DATASET EXTRACT —
* * * *

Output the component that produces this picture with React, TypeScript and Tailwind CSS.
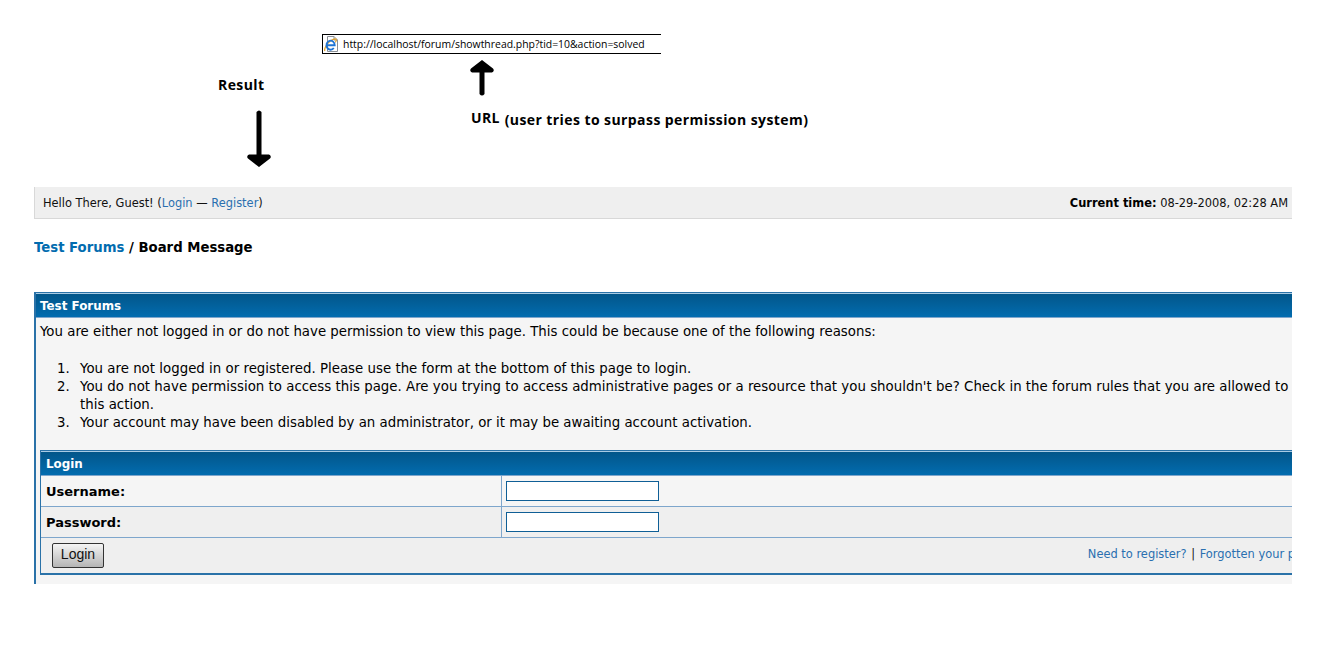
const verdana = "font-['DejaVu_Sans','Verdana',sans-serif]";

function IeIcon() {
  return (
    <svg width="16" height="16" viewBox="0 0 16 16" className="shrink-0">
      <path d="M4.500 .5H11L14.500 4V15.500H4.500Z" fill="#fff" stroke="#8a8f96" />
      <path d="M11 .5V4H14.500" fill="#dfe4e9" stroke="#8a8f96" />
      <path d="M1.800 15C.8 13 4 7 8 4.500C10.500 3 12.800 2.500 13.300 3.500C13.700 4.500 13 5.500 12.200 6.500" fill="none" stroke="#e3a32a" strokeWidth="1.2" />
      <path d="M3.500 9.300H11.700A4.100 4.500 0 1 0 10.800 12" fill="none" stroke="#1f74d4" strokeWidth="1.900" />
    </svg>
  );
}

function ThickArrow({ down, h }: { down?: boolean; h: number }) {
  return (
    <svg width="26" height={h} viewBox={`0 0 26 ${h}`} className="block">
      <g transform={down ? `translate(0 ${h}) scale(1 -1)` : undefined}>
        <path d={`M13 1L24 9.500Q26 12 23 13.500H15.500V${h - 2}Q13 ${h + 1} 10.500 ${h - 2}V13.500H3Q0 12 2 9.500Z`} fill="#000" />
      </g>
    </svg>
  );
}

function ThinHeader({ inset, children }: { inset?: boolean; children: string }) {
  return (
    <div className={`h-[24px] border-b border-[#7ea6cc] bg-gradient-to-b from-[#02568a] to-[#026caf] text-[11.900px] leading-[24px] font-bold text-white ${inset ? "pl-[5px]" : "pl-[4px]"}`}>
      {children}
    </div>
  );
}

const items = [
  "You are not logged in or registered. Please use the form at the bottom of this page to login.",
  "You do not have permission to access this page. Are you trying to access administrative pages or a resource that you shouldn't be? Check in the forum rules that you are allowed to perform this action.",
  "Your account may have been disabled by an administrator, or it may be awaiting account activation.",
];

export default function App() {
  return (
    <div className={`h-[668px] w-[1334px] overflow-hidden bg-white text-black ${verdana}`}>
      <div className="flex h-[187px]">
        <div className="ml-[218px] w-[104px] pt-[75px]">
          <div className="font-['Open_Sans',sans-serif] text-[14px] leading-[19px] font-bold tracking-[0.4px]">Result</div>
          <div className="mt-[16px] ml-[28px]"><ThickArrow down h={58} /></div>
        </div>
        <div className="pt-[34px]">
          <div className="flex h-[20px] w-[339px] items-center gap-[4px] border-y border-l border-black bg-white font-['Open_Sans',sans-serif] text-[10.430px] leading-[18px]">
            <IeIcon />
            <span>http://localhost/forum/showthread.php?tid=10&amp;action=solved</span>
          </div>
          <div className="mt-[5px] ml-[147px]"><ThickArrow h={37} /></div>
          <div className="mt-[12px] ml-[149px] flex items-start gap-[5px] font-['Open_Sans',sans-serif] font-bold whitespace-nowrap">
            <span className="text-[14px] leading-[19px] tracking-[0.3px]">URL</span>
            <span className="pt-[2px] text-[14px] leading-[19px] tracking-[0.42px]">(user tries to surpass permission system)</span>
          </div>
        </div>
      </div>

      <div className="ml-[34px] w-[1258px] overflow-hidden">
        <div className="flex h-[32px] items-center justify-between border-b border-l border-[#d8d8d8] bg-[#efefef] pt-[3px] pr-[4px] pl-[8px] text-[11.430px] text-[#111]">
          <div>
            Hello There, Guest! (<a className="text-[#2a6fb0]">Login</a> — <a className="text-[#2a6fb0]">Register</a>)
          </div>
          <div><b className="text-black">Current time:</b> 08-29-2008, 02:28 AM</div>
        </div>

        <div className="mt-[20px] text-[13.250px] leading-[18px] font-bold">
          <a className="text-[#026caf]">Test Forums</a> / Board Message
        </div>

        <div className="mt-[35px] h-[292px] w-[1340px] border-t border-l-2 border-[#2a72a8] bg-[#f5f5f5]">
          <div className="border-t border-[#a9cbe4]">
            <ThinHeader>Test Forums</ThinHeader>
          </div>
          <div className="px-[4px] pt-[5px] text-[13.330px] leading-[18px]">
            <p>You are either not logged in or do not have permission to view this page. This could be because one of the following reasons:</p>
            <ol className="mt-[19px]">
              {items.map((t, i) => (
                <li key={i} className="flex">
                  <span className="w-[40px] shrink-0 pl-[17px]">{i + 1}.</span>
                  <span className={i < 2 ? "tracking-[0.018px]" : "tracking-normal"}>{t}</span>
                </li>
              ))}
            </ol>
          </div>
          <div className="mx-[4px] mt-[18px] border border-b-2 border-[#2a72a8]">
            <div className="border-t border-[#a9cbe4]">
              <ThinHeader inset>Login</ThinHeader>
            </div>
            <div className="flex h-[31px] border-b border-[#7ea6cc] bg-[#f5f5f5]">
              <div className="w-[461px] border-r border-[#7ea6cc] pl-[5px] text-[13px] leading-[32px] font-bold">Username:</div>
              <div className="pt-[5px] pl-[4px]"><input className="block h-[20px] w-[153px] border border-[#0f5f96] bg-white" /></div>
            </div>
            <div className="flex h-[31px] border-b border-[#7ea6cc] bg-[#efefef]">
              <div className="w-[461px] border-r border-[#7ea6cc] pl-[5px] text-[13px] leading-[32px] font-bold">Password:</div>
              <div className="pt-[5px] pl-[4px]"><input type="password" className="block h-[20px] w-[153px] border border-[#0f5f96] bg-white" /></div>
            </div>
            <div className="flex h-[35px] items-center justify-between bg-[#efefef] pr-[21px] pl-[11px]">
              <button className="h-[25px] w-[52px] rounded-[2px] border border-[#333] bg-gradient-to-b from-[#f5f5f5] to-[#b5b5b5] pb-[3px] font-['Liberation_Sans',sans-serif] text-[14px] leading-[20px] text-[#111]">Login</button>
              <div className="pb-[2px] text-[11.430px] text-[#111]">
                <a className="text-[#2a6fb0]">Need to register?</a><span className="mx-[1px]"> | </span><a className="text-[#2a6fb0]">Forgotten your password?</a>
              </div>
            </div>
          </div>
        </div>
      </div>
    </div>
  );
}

* * * *

TASK STATEMENT — Write out the full listing verbatim, excluding its pictures.

TASK ANSWER —
Output the component that produces this picture with React, TypeScript and Tailwind CSS.
const verdana = "font-['DejaVu_Sans','Verdana',sans-serif]";

function IeIcon() {
  return (
    <svg width="16" height="16" viewBox="0 0 16 16" className="shrink-0">
      <path d="M4.500 .5H11L14.500 4V15.500H4.500Z" fill="#fff" stroke="#8a8f96" />
      <path d="M11 .5V4H14.500" fill="#dfe4e9" stroke="#8a8f96" />
      <path d="M1.800 15C.8 13 4 7 8 4.500C10.500 3 12.800 2.500 13.300 3.500C13.700 4.500 13 5.500 12.200 6.500" fill="none" stroke="#e3a32a" strokeWidth="1.2" />
      <path d="M3.500 9.300H11.700A4.100 4.500 0 1 0 10.800 12" fill="none" stroke="#1f74d4" strokeWidth="1.900" />
    </svg>
  );
}

function ThickArrow({ down, h }: { down?: boolean; h: number }) {
  return (
    <svg width="26" height={h} viewBox={`0 0 26 ${h}`} className="block">
      <g transform={down ? `translate(0 ${h}) scale(1 -1)` : undefined}>
        <path d={`M13 1L24 9.500Q26 12 23 13.500H15.500V${h - 2}Q13 ${h + 1} 10.500 ${h - 2}V13.500H3Q0 12 2 9.500Z`} fill="#000" />
      </g>
    </svg>
  );
}

function ThinHeader({ inset, children }: { inset?: boolean; children: string }) {
  return (
    <div className={`h-[24px] border-b border-[#7ea6cc] bg-gradient-to-b from-[#02568a] to-[#026caf] text-[11.900px] leading-[24px] font-bold text-white ${inset ? "pl-[5px]" : "pl-[4px]"}`}>
      {children}
    </div>
  );
}

const items = [
  "You are not logged in or registered. Please use the form at the bottom of this page to login.",
  "You do not have permission to access this page. Are you trying to access administrative pages or a resource that you shouldn't be? Check in the forum rules that you are allowed to perform this action.",
  "Your account may have been disabled by an administrator, or it may be awaiting account activation.",
];

export default function App() {
  return (
    <div className={`h-[668px] w-[1334px] overflow-hidden bg-white text-black ${verdana}`}>
      <div className="flex h-[187px]">
        <div className="ml-[218px] w-[104px] pt-[75px]">
          <div className="font-['Open_Sans',sans-serif] text-[14px] leading-[19px] font-bold tracking-[0.4px]">Result</div>
          <div className="mt-[16px] ml-[28px]"><ThickArrow down h={58} /></div>
        </div>
        <div className="pt-[34px]">
          <div className="flex h-[20px] w-[339px] items-center gap-[4px] border-y border-l border-black bg-white font-['Open_Sans',sans-serif] text-[10.430px] leading-[18px]">
            <IeIcon />
            <span>http://localhost/forum/showthread.php?tid=10&amp;action=solved</span>
          </div>
          <div className="mt-[5px] ml-[147px]"><ThickArrow h={37} /></div>
          <div className="mt-[12px] ml-[149px] flex items-start gap-[5px] font-['Open_Sans',sans-serif] font-bold whitespace-nowrap">
            <span className="text-[14px] leading-[19px] tracking-[0.3px]">URL</span>
            <span className="pt-[2px] text-[14px] leading-[19px] tracking-[0.42px]">(user tries to surpass permission system)</span>
          </div>
        </div>
      </div>

      <div className="ml-[34px] w-[1258px] overflow-hidden">
        <div className="flex h-[32px] items-center justify-between border-b border-l border-[#d8d8d8] bg-[#efefef] pt-[3px] pr-[4px] pl-[8px] text-[11.430px] text-[#111]">
          <div>
            Hello There, Guest! (<a className="text-[#2a6fb0]">Login</a> — <a className="text-[#2a6fb0]">Register</a>)
          </div>
          <div><b className="text-black">Current time:</b> 08-29-2008, 02:28 AM</div>
        </div>

        <div className="mt-[20px] text-[13.250px] leading-[18px] font-bold">
          <a className="text-[#026caf]">Test Forums</a> / Board Message
        </div>

        <div className="mt-[35px] h-[292px] w-[1340px] border-t border-l-2 border-[#2a72a8] bg-[#f5f5f5]">
          <div className="border-t border-[#a9cbe4]">
            <ThinHeader>Test Forums</ThinHeader>
          </div>
          <div className="px-[4px] pt-[5px] text-[13.330px] leading-[18px]">
            <p>You are either not logged in or do not have permission to view this page. This could be because one of the following reasons:</p>
            <ol className="mt-[19px]">
              {items.map((t, i) => (
                <li key={i} className="flex">
                  <span className="w-[40px] shrink-0 pl-[17px]">{i + 1}.</span>
                  <span className={i < 2 ? "tracking-[0.018px]" : "tracking-normal"}>{t}</span>
                </li>
              ))}
            </ol>
          </div>
          <div className="mx-[4px] mt-[18px] border border-b-2 border-[#2a72a8]">
            <div className="border-t border-[#a9cbe4]">
              <ThinHeader inset>Login</ThinHeader>
            </div>
            <div className="flex h-[31px] border-b border-[#7ea6cc] bg-[#f5f5f5]">
              <div className="w-[461px] border-r border-[#7ea6cc] pl-[5px] text-[13px] leading-[32px] font-bold">Username:</div>
              <div className="pt-[5px] pl-[4px]"><input className="block h-[20px] w-[153px] border border-[#0f5f96] bg-white" /></div>
            </div>
            <div className="flex h-[31px] border-b border-[#7ea6cc] bg-[#efefef]">
              <div className="w-[461px] border-r border-[#7ea6cc] pl-[5px] text-[13px] leading-[32px] font-bold">Password:</div>
              <div className="pt-[5px] pl-[4px]"><input type="password" className="block h-[20px] w-[153px] border border-[#0f5f96] bg-white" /></div>
            </div>
            <div className="flex h-[35px] items-center justify-between bg-[#efefef] pr-[21px] pl-[11px]">
              <button className="h-[25px] w-[52px] rounded-[2px] border border-[#333] bg-gradient-to-b from-[#f5f5f5] to-[#b5b5b5] pb-[3px] font-['Liberation_Sans',sans-serif] text-[14px] leading-[20px] text-[#111]">Login</button>
              <div className="pb-[2px] text-[11.430px] text-[#111]">
                <a className="text-[#2a6fb0]">Need to register?</a><span className="mx-[1px]"> | </span><a className="text-[#2a6fb0]">Forgotten your password?</a>
              </div>
            </div>
          </div>
        </div>
      </div>
    </div>
  );
}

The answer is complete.